Boys and girls sitting at desks, raising hands (Getty Images).

TAMPA, Fla. (WFLA) — While Florida parents can now opt their kids out of sex education thanks to a recently signed law, another new law changes what ages students will start receiving some of their health education and what will be included.

HB 519, the new bill on health education instruction, will revise what grades students start learning about different health aspects, from general health to child sexual abuse, exploitation, and human trafficking, as well as substance abuse.

Now in effect, the new law requires that health education be taught at “age-appropriate and developmentally appropriate” levels for K-12 students.

Specifically, the new curriculum requirements will make it so “concepts of community health, consumer health, environmental health, and family life” are all addressed comprehensively, by age and maturity.
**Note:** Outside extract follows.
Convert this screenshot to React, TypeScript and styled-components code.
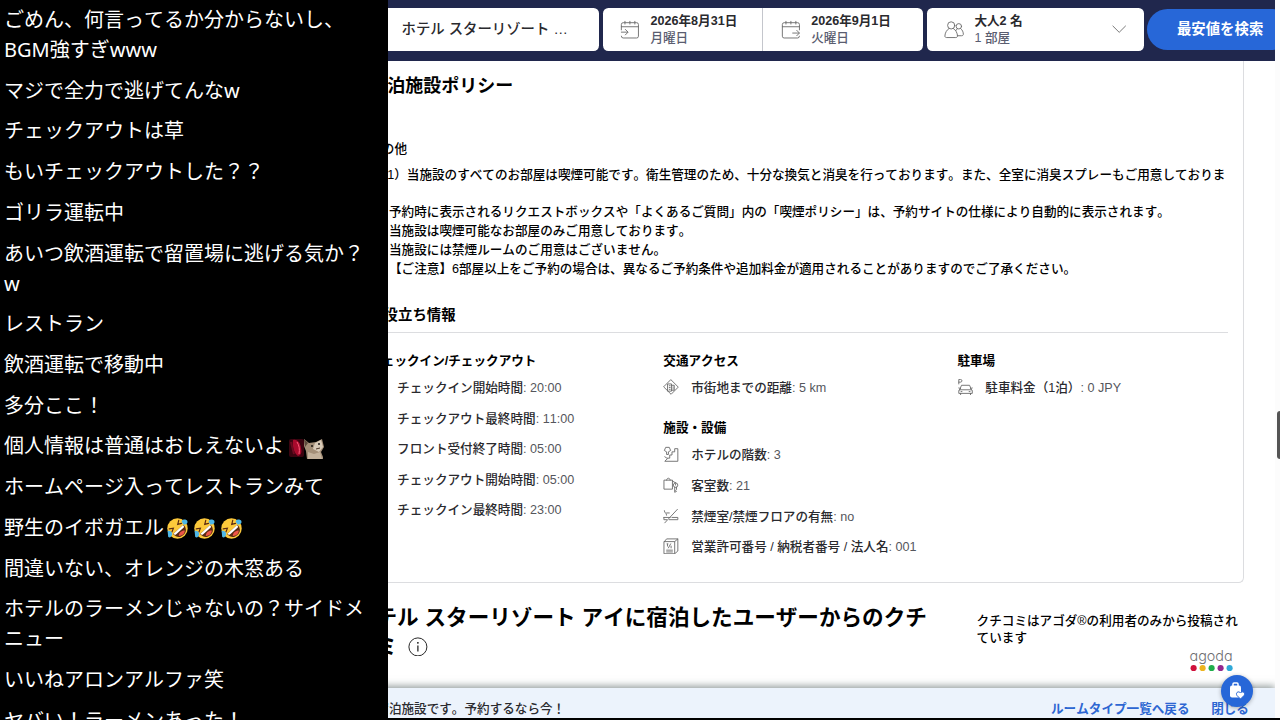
import React from "react";
import styled, { createGlobalStyle } from "styled-components";

const GlobalStyle = createGlobalStyle`
  * { box-sizing: border-box; }
  body { margin: 0; background: #000; font-kerning: none; }
  h2, h3, h4, p, ul, ol { margin: 0; padding: 0; }
  ul, ol { list-style: none; }
  button, input { font: inherit; border: 0; padding: 0; background: none; }
`;

const siteFont = `"Liberation Sans", "Noto Sans CJK JP", sans-serif`;

const Screen = styled.div`
  display: flex;
  height: 100vh;
  overflow: hidden;
  background: #000;
`;

/* ---------- chat ---------- */

const Chat = styled.aside`
  flex: 0 0 388px;
  overflow: hidden;
`;

const ChatList = styled.ol`
  display: flex;
  flex-direction: column;
  justify-content: space-between;
  height: calc(100vh + 16px);
  padding: 5px 16px 0 4px;
  color: #fff;
  font: 20px/30px "Noto Sans", "Noto Sans CJK JP", sans-serif;
  font-kerning: none;
`;

const ChatMessage = styled.li`
  white-space: pre-line;
`;

const EmojiSvg = styled.svg`
  width: 21px;
  height: 21px;
  margin: 0 3px 0 3px;
  vertical-align: -4px;
`;

const EmoteSvg = styled.svg`
  width: 36px;
  height: 21px;
  margin-left: 4px;
  vertical-align: -6px;
`;

const Rofl = () => (
  <EmojiSvg viewBox="0 0 36 36" role="img" aria-label="爆笑">
    <circle cx="18" cy="18" r="17.5" fill="#fdc93b" />
    <g transform="rotate(-42 18 18)">
      <path d="M6 20c0 9 5 13 12 13s12-4 12-13z" fill="#5a2a12" />
      <path d="M7 20h22c0 3-1 4-2 4H9c-1 0-2-1-2-4z" fill="#fff" />
      <path d="M11 29c4-4 10-4 14 0-4 4-10 4-14 0z" fill="#ee5548" />
      <path d="M7 9l6 4-6 3M29 9l-6 4 6 3" fill="none" stroke="#5a2a12" strokeWidth="2" strokeLinecap="round" />
    </g>
    <path d="M25 6c2-5 8-4 10-1 1 4-2 7-7 6zM1 22c4-1 8 1 8 6-1 5-5 7-7 4z" fill="#4fb8e8" />
  </EmojiSvg>
);

const CatEmote = () => (
  <EmoteSvg viewBox="0 0 36 21" role="img" aria-label="猫">
    <rect x="1" y="1" width="15" height="18" rx="2" fill="#3a0410" />
    <path d="M5 2c5-1 7 3 8 8s0 7-3 8c-4-3-6-9-5-16z" fill="#a80a2c" />
    <path d="M9 4c2 3 3 7 2 12" fill="none" stroke="#ff5d7c" strokeWidth="1" />
    <path d="M3 4l3 12" stroke="#6f0a20" strokeWidth="2" />
    <path d="M16 1l5 4 7-1 6-3 2 8-3 5 2 5v2H19l-1-8-2-5z" fill="#a48f78" />
    <path d="M27 5l6-3 2 7-4 5-6-3z" fill="#d8cab8" />
    <path d="M16 1l4 4-3 4z" fill="#5b4a3b" />
    <path d="M20 14l6 2 6-2 2 7H20z" fill="#c4b29c" />
    <circle cx="24" cy="8" r="1" fill="#1d1713" />
    <circle cx="31" cy="6" r="1" fill="#1d1713" />
    <path d="M28 11l4-1" stroke="#4a3527" strokeWidth="1" />
  </EmoteSvg>
);

const messages: React.ReactNode[] = [
  "ごめん、何言ってるか分からないし、\nBGM強すぎwww",
  "マジで全力で逃げてんなw",
  "チェックアウトは草",
  "もいチェックアウトした？？",
  "ゴリラ運転中",
  "あいつ飲酒運転で留置場に逃げる気か？\nw",
  "レストラン",
  "飲酒運転で移動中",
  "多分ここ！",
  <>個人情報は普通はおしえないよ<CatEmote /></>,
  "ホームページ入ってレストランみて",
  <>野生のイボガエル<Rofl /><Rofl /><Rofl /></>,
  "間違いない、オレンジの木窓ある",
  "ホテルのラーメンじゃないの？サイドメ\nニュー",
  "いいねアロンアルファ笑",
  "ヤバい！ラーメンあった！",
];

/* ---------- browser pane ---------- */

const Browser = styled.div`
  flex: 1;
  min-width: 0;
  display: flex;
  margin-bottom: 2px;
  background: #fff;
`;

const Viewport = styled.div`
  flex: 1;
  min-width: 0;
  position: relative;
  overflow: hidden;
`;

/* The hotel page is shown at the browser's 90% zoom level. */
const Page = styled.div`
  zoom: 0.9;
  display: flex;
  flex-direction: column;
  height: 100%;
  color: #000;
  font: 500 14px/21px ${siteFont};
  font-kerning: none;
`;

const ScrollTrack = styled.div`
  flex: 0 0 5px;
  display: flex;
  justify-content: flex-end;
  align-items: flex-start;
  padding-top: 411px;
  background: #fcfcfc;
`;

const ScrollThumb = styled.div`
  width: 3px;
  height: 48px;
  border-radius: 3px 0 0 3px;
  background: #555;
`;

/* ---------- search bar ---------- */

const SearchBar = styled.form`
  flex: none;
  display: flex;
  align-items: center;
  gap: 4px;
  height: 68px;
  margin: 0 -20px 0 -38px;
  padding-bottom: 2px;
  background: #20274d;
`;

const Field = styled.div`
  display: flex;
  height: 48px;
  border-radius: 6px;
  background: #fff;
  overflow: hidden;
`;

const HotelField = styled(Field)`
  flex: 1;
  min-width: 0;
`;

const HotelInput = styled.input`
  width: 100%;
  padding-left: 53px;
  color: #2a2a2e;
  font-size: 16px;
  outline: 0;
`;

const DateField = styled(Field)`
  flex: 0 0 356px;
`;

const Picker = styled.button`
  flex: 1;
  display: flex;
  align-items: center;
  gap: 12px;
  padding: 0 19px;
  text-align: left;
  line-height: 19px;
  & + & { border-left: 1px solid #c4c6cc; }
`;

const GuestField = styled(Field)`
  flex: 0 0 241px;
`;

const PickerText = styled.span`
  flex: 1;
  display: flex;
  flex-direction: column;
  color: #5a5d70;
`;

const Strong = styled.strong`
  color: #2a2a2e;
`;

const SearchButton = styled.button`
  flex: 0 0 162px;
  height: 46px;
  border-radius: 23px;
  background: #2767d8;
  color: #fff;
  font-size: 16px;
  font-weight: 700;
`;

const LineIcon = styled.svg<{ $size: number }>`
  flex: none;
  width: ${(p) => p.$size}px;
  height: ${(p) => p.$size}px;
  fill: none;
  stroke: #6a6a6a;
  stroke-width: 1;
  stroke-linejoin: round;
  stroke-linecap: round;
`;

const CalendarIcon = ({ out }: { out?: boolean }) => (
  <LineIcon $size={22} viewBox="0 0 22 22" aria-hidden="true">
    {out ? (
      <>
        <path d="M20.500 11V5a2 2 0 0 0-2-2h-15a2 2 0 0 0-2 2v13a2 2 0 0 0 2 2h15a2 2 0 0 0 2-2M1.500 7.500h19M5.500 1.500v3M11 1.500v3M16.500 1.500v3" />
        <path d="M13 14.500h7M17.500 11.500l3 3-3 3" />
      </>
    ) : (
      <>
        <path d="M1.500 11V5a2 2 0 0 1 2-2h15a2 2 0 0 1 2 2v13a2 2 0 0 1-2 2h-15a2 2 0 0 1-2-2M1.500 7.500h19M5.500 1.500v3M11 1.500v3M16.500 1.500v3" />
        <path d="M1.500 13.500h7M6 10.500l3 3-3 3" />
      </>
    )}
  </LineIcon>
);

const GuestsIcon = () => (
  <LineIcon $size={22} viewBox="0 0 22 22" aria-hidden="true">
    <circle cx="8" cy="6" r="4" />
    <path d="M5.500 9.500C3 11 1 14.500 1 18c0 1 1 1.500 2 1.500h10c1 0 2-.5 2-1.500 0-3.500-2-7-4.500-8.500" />
    <circle cx="16.500" cy="7" r="3" />
    <path d="M14.500 10l-1 1.500M18.500 9.500c2 1.500 3 4 3 6.500 0 1-1 1.500-2 1.500H15" />
  </LineIcon>
);

/* ---------- policy card ---------- */

const Content = styled.main`
  flex: 1;
  min-height: 0;
  overflow: hidden;
  margin: 0 35px 0 -38px;
`;

const Card = styled.section`
  padding: 16px 16px 28px;
  border: 1px solid #dcdde0;
  border-top: 0;
  border-radius: 0 0 6px 6px;
`;

const CardTitle = styled.h2`
  margin-bottom: 48px;
  font-size: 20px;
  line-height: 24px;
`;

const GroupTitle = styled.h4`
  margin-bottom: 9px;
  font-size: 14px;
  line-height: 21px;
`;

const NoteTitle = styled(GroupTitle)`
  margin-bottom: 7px;
  font-weight: 500;
`;

const Note = styled.p`
  text-indent: 6px;
`;

const NoteList = styled.ul`
  margin-bottom: 29px;
  padding-left: 22px;
`;

const InfoTitle = styled.h3`
  margin-bottom: 21px;
  padding-bottom: 6px;
  border-bottom: 1px solid #dcdde0;
  font-size: 16px;
  line-height: 24px;
`;

const InfoGrid = styled.div`
  display: grid;
  grid-template-columns: repeat(3, 1fr);
  gap: 26px;
`;

const InfoColumn = styled.div`
  display: flex;
  flex-direction: column;
  gap: 24px;
`;

const InfoList = styled.ul`
  display: flex;
  flex-direction: column;
  gap: 13px;
`;

const InfoItem = styled.li`
  display: grid;
  grid-template-columns: 31px 1fr;
  height: 21px;
  color: #2a2a2e;
  white-space: nowrap;
`;

const Value = styled.span`
  color: #55565c;
  font-weight: 400;
`;

const ic = {
  clock: <path d="M9 1.500a7.500 7.500 0 1 0 0 15 7.500 7.500 0 0 0 0-15M9 5v4l3 2" />,
  city: <path d="M9 1l8 8-8 8-8-8zM5.500 5.500h4v8h-4zM9.500 7h3v5.500h-3M7 7.500h1M7 9.500h1M7 11.500h1M11 9h.5M11 11h.5" />,
  stairs: <path d="M4 9V6.500L1.500 5 3 1.500h4L8.500 5 6 6.500V9zM2 12l3 2-3 3h14.500V3H13v3.500h-3V10H7.500v3.500H5" />,
  rooms: <path d="M1.500 3.500h9v10h-9zM4 3.500C4 .5 8 .5 8 3.500M14 6.500a2.500 2.500 0 1 1 0 5 2.500 2.500 0 0 1 0-5M14 8v1M13 11.500V17l2-1-1-1 1-1v-2.500M10.500 4.500L14 6.500" />,
  smoke: <path d="M1 10.500h7M10 10.500h6.500V13H7M4 13H1v-2.500M16 1.500L2 16.500M4 8c0-3-2.500-2-2.500-5M4 5.500h3" />,
  license: <path d="M1.500 4h11.500v13.500H1.500zM1.500 4L4 1h12.500v13.500L13 17.500M13 4l3.500-3M4 13.500h6.500M4 15.500h6.500M5 7v2M8.500 6.500L6 11M9 9v2M4.500 6.500h1" />,
  parking: <path d="M2 5.500v-5h2c2 0 2 3 0 3H2M3 12l2-5h9l2 5M3 12h13a1 1 0 0 1 1 1v3H2v-3a1 1 0 0 1 1-1M4 16v1.500M15 16v1.500M4.500 14h1M13.500 14h1M2 10l2 .5M17 10l-2 .5" />,
};

type Item = { icon: keyof typeof ic; label: string; value: string };

const Group = ({ title, items }: { title: string; items: Item[] }) => (
  <div>
    <GroupTitle>{title}</GroupTitle>
    <InfoList>
      {items.map((it) => (
        <InfoItem key={it.label}>
          <LineIcon $size={18} viewBox="0 0 18 18" aria-hidden="true">{ic[it.icon]}</LineIcon>
          <span>
            {it.label}
            <Value>: {it.value}</Value>
          </span>
        </InfoItem>
      ))}
    </InfoList>
  </div>
);

/* ---------- reviews ---------- */

const Reviews = styled.section`
  display: flex;
  justify-content: space-between;
  margin-top: 23px;
`;

const ReviewsTitle = styled.h2`
  flex: 0 0 66%;
  font-size: 24px;
  line-height: 32px;
`;

const InfoButton = styled.button`
  margin-left: 12px;
  vertical-align: -3px;
  line-height: 0;
`;

const ReviewsAside = styled.div`
  flex: 0 0 30%;
  padding-top: 10px;
  line-height: 19px;
`;

const Brand = styled.div`
  display: flex;
  flex-direction: column;
  align-items: flex-end;
  padding: 0 12px 0 0;
  color: #6f7073;
  font: 300 16px/20px Inter, sans-serif;
  font-feature-settings: "cv11";
`;

const BrandDots = styled.svg`
  width: 47px;
  height: 7px;
`;

/* ---------- bottom bar ---------- */

const BottomBar = styled.footer`
  flex: none;
  display: flex;
  gap: 24px;
  height: 33px;
  margin-left: -40px;
  padding: 13px 29px 0 0;
  background: #ecf3fc;
  box-shadow: 0 -2px 8px rgba(40, 60, 60, 0.5);
  color: #2a2a2e;
  white-space: nowrap;
`;

const BarText = styled.p`
  flex: 1;
  padding-left: 27px;
`;

const BarLink = styled.a`
  color: #2d66d2;
  font-weight: 700;
  text-decoration: none;
`;

const CartButton = styled.button`
  position: absolute;
  right: 22px;
  bottom: 11px;
  display: flex;
  align-items: center;
  justify-content: center;
  width: 32px;
  height: 32px;
  border-radius: 50%;
  background: #2767d8;
  box-shadow: 0 1px 4px rgba(0, 0, 0, 0.3);
`;

const dots = ["#d0103a", "#edb41f", "#1fae4b", "#93278f", "#2fa9d8"];

export default function App() {
  return (
    <Screen>
      <GlobalStyle />
      <Chat aria-label="チャット">
        <ChatList>
          {messages.map((m, i) => (
            <ChatMessage key={i}>{m}</ChatMessage>
          ))}
        </ChatList>
      </Chat>
      <Browser>
        <Viewport>
          <Page>
            <SearchBar onSubmit={(e) => e.preventDefault()}>
              <HotelField>
                <HotelInput aria-label="目的地" defaultValue="ホテル スターリゾート …" />
              </HotelField>
              <DateField>
                <Picker type="button">
                  <CalendarIcon />
                  <PickerText><Strong>2026年8月31日</Strong>月曜日</PickerText>
                </Picker>
                <Picker type="button">
                  <CalendarIcon out />
                  <PickerText><Strong>2026年9月1日</Strong>火曜日</PickerText>
                </Picker>
              </DateField>
              <GuestField>
                <Picker type="button">
                  <GuestsIcon />
                  <PickerText><Strong>大人2 名</Strong>1 部屋</PickerText>
                  <LineIcon $size={16} viewBox="0 0 16 16" aria-hidden="true">
                    <path d="M1 4.500l7 7 7-7" />
                  </LineIcon>
                </Picker>
              </GuestField>
              <SearchButton>最安値を検索</SearchButton>
            </SearchBar>

            <Content>
              <Card>
                <CardTitle>宿泊施設ポリシー</CardTitle>
                <NoteTitle>その他</NoteTitle>
                <Note>
                  （1）当施設のすべてのお部屋は喫煙可能です。衛生管理のため、十分な換気と消臭を行っております。また、全室に消臭スプレーもご用意しております。
                </Note>
                <NoteList>
                  <li>予約時に表示されるリクエストボックスや「よくあるご質問」内の「喫煙ポリシー」は、予約サイトの仕様により自動的に表示されます。</li>
                  <li>当施設は喫煙可能なお部屋のみご用意しております。</li>
                  <li>当施設には禁煙ルームのご用意はございません。</li>
                  <li>【ご注意】6部屋以上をご予約の場合は、異なるご予約条件や追加料金が適用されることがありますのでご了承ください。</li>
                </NoteList>
                <InfoTitle>お役立ち情報</InfoTitle>
                <InfoGrid>
                  <InfoColumn>
                    <Group
                      title="チェックイン/チェックアウト"
                      items={[
                        { icon: "clock", label: "チェックイン開始時間", value: "20:00" },
                        { icon: "clock", label: "チェックアウト最終時間", value: "11:00" },
                        { icon: "clock", label: "フロント受付終了時間", value: "05:00" },
                        { icon: "clock", label: "チェックアウト開始時間", value: "05:00" },
                        { icon: "clock", label: "チェックイン最終時間", value: "23:00" },
                      ]}
                    />
                  </InfoColumn>
                  <InfoColumn>
                    <Group title="交通アクセス" items={[{ icon: "city", label: "市街地までの距離", value: "5 km" }]} />
                    <Group
                      title="施設・設備"
                      items={[
                        { icon: "stairs", label: "ホテルの階数", value: "3" },
                        { icon: "rooms", label: "客室数", value: "21" },
                        { icon: "smoke", label: "禁煙室/禁煙フロアの有無", value: "no" },
                        { icon: "license", label: "営業許可番号 / 納税者番号 / 法人名", value: "001" },
                      ]}
                    />
                  </InfoColumn>
                  <InfoColumn>
                    <Group title="駐車場" items={[{ icon: "parking", label: "駐車料金（1泊）", value: "0 JPY" }]} />
                  </InfoColumn>
                </InfoGrid>
              </Card>

              <Reviews>
                <ReviewsTitle>
                  ホテル スターリゾート アイに宿泊したユーザーからのクチコミ
                  <InfoButton aria-label="クチコミについて">
                    <svg width="22" height="22" viewBox="0 0 22 22" aria-hidden="true">
                      <circle cx="11" cy="11" r="10" fill="none" stroke="#111" strokeWidth="1" />
                      <circle cx="11" cy="6.500" r="1" fill="#111" />
                      <path d="M11 9.500V16" stroke="#111" strokeWidth="1.300" />
                    </svg>
                  </InfoButton>
                </ReviewsTitle>
                <ReviewsAside>
                  <p>クチコミはアゴダ®の利用者のみから投稿されています</p>
                  <Brand>
                    agoda
                    <BrandDots viewBox="0 0 47 7" aria-hidden="true">
                      {dots.map((c, i) => (
                        <circle key={c} cx={4 + i * 10} cy="3.500" r="3.400" fill={c} />
                      ))}
                    </BrandDots>
                  </Brand>
                </ReviewsAside>
              </Reviews>
            </Content>

            <BottomBar>
              <BarText>宿泊施設です。予約するなら今！</BarText>
              <BarLink href="#rooms">ルームタイプ一覧へ戻る</BarLink>
              <BarLink href="#close">閉じる</BarLink>
            </BottomBar>
          </Page>
          <CartButton aria-label="カート">
            <svg width="16" height="18" viewBox="0 0 16 18" aria-hidden="true">
              <path d="M4 4V2a1 1 0 0 1 1-1h3a1 1 0 0 1 1 1v2" fill="none" stroke="#fff" strokeWidth="1.500" />
              <rect x="1" y="3.500" width="11" height="12" rx="2" fill="#fff" />
              <path d="M11.500 17L8 13.500c-2-3 2-5 3.500-2.500 1.500-2.500 5.500-.5 3.500 2.500z" fill="#fff" stroke="#2767d8" strokeWidth="1" />
            </svg>
          </CartButton>
        </Viewport>
        <ScrollTrack>
          <ScrollThumb />
        </ScrollTrack>
      </Browser>
    </Screen>
  );
}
Those new comprehensive lessons include:

  • Mental and emotional health
  • Injury prevention and safety
  • Internet safety
  • Nutrition
  • Personal health
  • Prevention and control of disease
  • Substance use and abuse
  • Prevention of child sexual abuse, exploitation, and human trafficking

Separately, education for students from sixth through 12th grade will be taught “the benefits of sexual abstinence as the expected standard and the consequences of teenage pregnancy.”

This changes the previous education ages, where some form of the lessons were taught across K-12, rather than restricting it to sixth and beyond.